▸ **Provided data**
══════════════════════════════

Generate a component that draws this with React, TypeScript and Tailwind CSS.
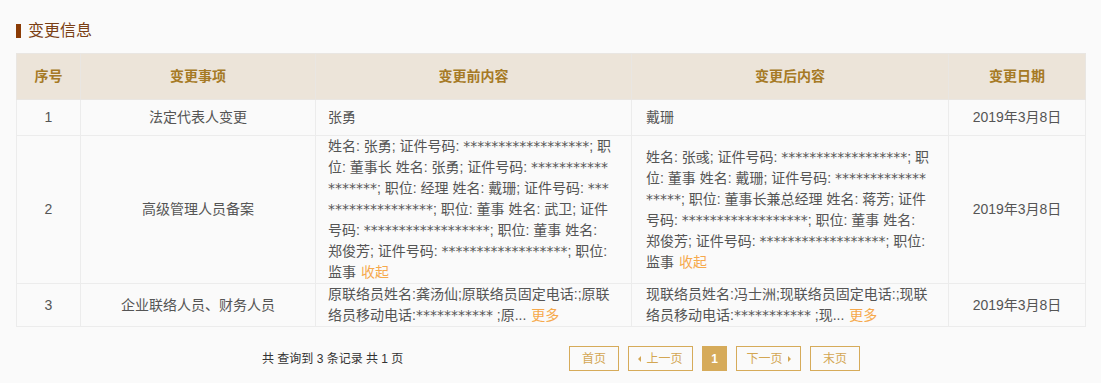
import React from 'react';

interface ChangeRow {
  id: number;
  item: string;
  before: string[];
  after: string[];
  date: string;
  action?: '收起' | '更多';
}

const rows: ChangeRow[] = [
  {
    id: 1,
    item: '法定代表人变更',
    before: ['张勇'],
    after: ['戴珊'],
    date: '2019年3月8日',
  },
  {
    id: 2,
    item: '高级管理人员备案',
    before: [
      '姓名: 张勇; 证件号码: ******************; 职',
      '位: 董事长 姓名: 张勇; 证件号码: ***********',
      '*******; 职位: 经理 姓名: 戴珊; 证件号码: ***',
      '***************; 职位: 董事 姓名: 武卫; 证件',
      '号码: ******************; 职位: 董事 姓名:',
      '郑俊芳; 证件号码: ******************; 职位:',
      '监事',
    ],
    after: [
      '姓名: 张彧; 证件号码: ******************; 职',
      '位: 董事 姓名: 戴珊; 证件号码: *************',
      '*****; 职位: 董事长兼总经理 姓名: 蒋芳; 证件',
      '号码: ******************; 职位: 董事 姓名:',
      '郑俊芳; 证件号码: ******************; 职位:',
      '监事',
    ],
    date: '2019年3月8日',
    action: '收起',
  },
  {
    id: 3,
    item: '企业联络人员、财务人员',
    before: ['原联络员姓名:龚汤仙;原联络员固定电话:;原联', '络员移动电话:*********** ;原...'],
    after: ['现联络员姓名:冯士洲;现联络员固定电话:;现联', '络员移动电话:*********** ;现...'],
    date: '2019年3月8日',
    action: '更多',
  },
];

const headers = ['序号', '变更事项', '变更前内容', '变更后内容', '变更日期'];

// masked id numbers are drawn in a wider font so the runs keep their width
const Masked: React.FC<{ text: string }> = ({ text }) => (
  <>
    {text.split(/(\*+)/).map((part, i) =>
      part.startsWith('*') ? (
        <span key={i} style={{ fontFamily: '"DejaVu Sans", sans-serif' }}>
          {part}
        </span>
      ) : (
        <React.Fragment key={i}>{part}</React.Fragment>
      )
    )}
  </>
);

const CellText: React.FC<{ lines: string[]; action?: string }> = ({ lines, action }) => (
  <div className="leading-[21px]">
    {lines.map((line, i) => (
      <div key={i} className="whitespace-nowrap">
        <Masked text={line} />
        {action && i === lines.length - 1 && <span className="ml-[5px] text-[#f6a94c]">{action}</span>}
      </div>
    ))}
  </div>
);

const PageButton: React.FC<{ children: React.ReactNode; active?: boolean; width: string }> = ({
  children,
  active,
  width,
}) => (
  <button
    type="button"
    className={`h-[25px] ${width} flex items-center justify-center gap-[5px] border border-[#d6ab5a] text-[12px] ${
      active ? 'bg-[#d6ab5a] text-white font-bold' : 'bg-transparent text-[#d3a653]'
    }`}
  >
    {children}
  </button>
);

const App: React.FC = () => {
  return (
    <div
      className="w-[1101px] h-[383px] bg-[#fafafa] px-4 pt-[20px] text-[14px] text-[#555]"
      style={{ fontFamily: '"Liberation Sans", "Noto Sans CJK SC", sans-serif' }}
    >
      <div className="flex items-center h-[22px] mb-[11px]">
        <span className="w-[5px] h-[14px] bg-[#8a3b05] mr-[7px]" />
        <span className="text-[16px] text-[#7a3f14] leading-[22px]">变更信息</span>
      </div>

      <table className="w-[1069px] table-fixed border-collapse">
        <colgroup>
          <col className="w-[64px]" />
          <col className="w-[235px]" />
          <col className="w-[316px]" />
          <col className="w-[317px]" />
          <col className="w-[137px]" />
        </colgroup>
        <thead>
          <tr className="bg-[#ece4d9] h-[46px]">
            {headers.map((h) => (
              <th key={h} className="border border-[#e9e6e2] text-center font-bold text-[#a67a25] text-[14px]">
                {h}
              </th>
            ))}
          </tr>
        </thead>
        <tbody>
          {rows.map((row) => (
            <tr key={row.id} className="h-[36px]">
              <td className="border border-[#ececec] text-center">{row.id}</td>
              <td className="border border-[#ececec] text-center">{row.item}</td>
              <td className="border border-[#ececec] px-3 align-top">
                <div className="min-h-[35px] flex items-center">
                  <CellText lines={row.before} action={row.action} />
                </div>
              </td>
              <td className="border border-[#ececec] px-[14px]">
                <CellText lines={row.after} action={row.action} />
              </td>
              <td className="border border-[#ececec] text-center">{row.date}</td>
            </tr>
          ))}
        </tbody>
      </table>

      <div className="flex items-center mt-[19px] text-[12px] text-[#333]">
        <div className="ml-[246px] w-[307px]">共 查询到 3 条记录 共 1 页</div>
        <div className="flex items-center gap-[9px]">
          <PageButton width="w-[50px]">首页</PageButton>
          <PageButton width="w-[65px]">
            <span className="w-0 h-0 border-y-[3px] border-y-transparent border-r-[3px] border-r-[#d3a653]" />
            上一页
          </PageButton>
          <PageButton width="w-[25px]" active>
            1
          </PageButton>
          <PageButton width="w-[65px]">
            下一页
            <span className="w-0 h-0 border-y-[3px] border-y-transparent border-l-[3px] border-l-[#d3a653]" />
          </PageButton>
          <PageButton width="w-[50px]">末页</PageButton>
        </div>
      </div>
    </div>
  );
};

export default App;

══════════════════════════════

▸ **The problem**
Copy the material shown above in full and exactly. Skip the pictures.

▸ **Complete output**
Generate a component that draws this with React, TypeScript and Tailwind CSS.
import React from 'react';

interface ChangeRow {
  id: number;
  item: string;
  before: string[];
  after: string[];
  date: string;
  action?: '收起' | '更多';
}

const rows: ChangeRow[] = [
  {
    id: 1,
    item: '法定代表人变更',
    before: ['张勇'],
    after: ['戴珊'],
    date: '2019年3月8日',
  },
  {
    id: 2,
    item: '高级管理人员备案',
    before: [
      '姓名: 张勇; 证件号码: ******************; 职',
      '位: 董事长 姓名: 张勇; 证件号码: ***********',
      '*******; 职位: 经理 姓名: 戴珊; 证件号码: ***',
      '***************; 职位: 董事 姓名: 武卫; 证件',
      '号码: ******************; 职位: 董事 姓名:',
      '郑俊芳; 证件号码: ******************; 职位:',
      '监事',
    ],
    after: [
      '姓名: 张彧; 证件号码: ******************; 职',
      '位: 董事 姓名: 戴珊; 证件号码: *************',
      '*****; 职位: 董事长兼总经理 姓名: 蒋芳; 证件',
      '号码: ******************; 职位: 董事 姓名:',
      '郑俊芳; 证件号码: ******************; 职位:',
      '监事',
    ],
    date: '2019年3月8日',
    action: '收起',
  },
  {
    id: 3,
    item: '企业联络人员、财务人员',
    before: ['原联络员姓名:龚汤仙;原联络员固定电话:;原联', '络员移动电话:*********** ;原...'],
    after: ['现联络员姓名:冯士洲;现联络员固定电话:;现联', '络员移动电话:*********** ;现...'],
    date: '2019年3月8日',
    action: '更多',
  },
];

const headers = ['序号', '变更事项', '变更前内容', '变更后内容', '变更日期'];

// masked id numbers are drawn in a wider font so the runs keep their width
const Masked: React.FC<{ text: string }> = ({ text }) => (
  <>
    {text.split(/(\*+)/).map((part, i) =>
      part.startsWith('*') ? (
        <span key={i} style={{ fontFamily: '"DejaVu Sans", sans-serif' }}>
          {part}
        </span>
      ) : (
        <React.Fragment key={i}>{part}</React.Fragment>
      )
    )}
  </>
);

const CellText: React.FC<{ lines: string[]; action?: string }> = ({ lines, action }) => (
  <div className="leading-[21px]">
    {lines.map((line, i) => (
      <div key={i} className="whitespace-nowrap">
        <Masked text={line} />
        {action && i === lines.length - 1 && <span className="ml-[5px] text-[#f6a94c]">{action}</span>}
      </div>
    ))}
  </div>
);

const PageButton: React.FC<{ children: React.ReactNode; active?: boolean; width: string }> = ({
  children,
  active,
  width,
}) => (
  <button
    type="button"
    className={`h-[25px] ${width} flex items-center justify-center gap-[5px] border border-[#d6ab5a] text-[12px] ${
      active ? 'bg-[#d6ab5a] text-white font-bold' : 'bg-transparent text-[#d3a653]'
    }`}
  >
    {children}
  </button>
);

const App: React.FC = () => {
  return (
    <div
      className="w-[1101px] h-[383px] bg-[#fafafa] px-4 pt-[20px] text-[14px] text-[#555]"
      style={{ fontFamily: '"Liberation Sans", "Noto Sans CJK SC", sans-serif' }}
    >
      <div className="flex items-center h-[22px] mb-[11px]">
        <span className="w-[5px] h-[14px] bg-[#8a3b05] mr-[7px]" />
        <span className="text-[16px] text-[#7a3f14] leading-[22px]">变更信息</span>
      </div>

      <table className="w-[1069px] table-fixed border-collapse">
        <colgroup>
          <col className="w-[64px]" />
          <col className="w-[235px]" />
          <col className="w-[316px]" />
          <col className="w-[317px]" />
          <col className="w-[137px]" />
        </colgroup>
        <thead>
          <tr className="bg-[#ece4d9] h-[46px]">
            {headers.map((h) => (
              <th key={h} className="border border-[#e9e6e2] text-center font-bold text-[#a67a25] text-[14px]">
                {h}
              </th>
            ))}
          </tr>
        </thead>
        <tbody>
          {rows.map((row) => (
            <tr key={row.id} className="h-[36px]">
              <td className="border border-[#ececec] text-center">{row.id}</td>
              <td className="border border-[#ececec] text-center">{row.item}</td>
              <td className="border border-[#ececec] px-3 align-top">
                <div className="min-h-[35px] flex items-center">
                  <CellText lines={row.before} action={row.action} />
                </div>
              </td>
              <td className="border border-[#ececec] px-[14px]">
                <CellText lines={row.after} action={row.action} />
              </td>
              <td className="border border-[#ececec] text-center">{row.date}</td>
            </tr>
          ))}
        </tbody>
      </table>

      <div className="flex items-center mt-[19px] text-[12px] text-[#333]">
        <div className="ml-[246px] w-[307px]">共 查询到 3 条记录 共 1 页</div>
        <div className="flex items-center gap-[9px]">
          <PageButton width="w-[50px]">首页</PageButton>
          <PageButton width="w-[65px]">
            <span className="w-0 h-0 border-y-[3px] border-y-transparent border-r-[3px] border-r-[#d3a653]" />
            上一页
          </PageButton>
          <PageButton width="w-[25px]" active>
            1
          </PageButton>
          <PageButton width="w-[65px]">
            下一页
            <span className="w-0 h-0 border-y-[3px] border-y-transparent border-l-[3px] border-l-[#d3a653]" />
          </PageButton>
          <PageButton width="w-[50px]">末页</PageButton>
        </div>
      </div>
    </div>
  );
};

export default App;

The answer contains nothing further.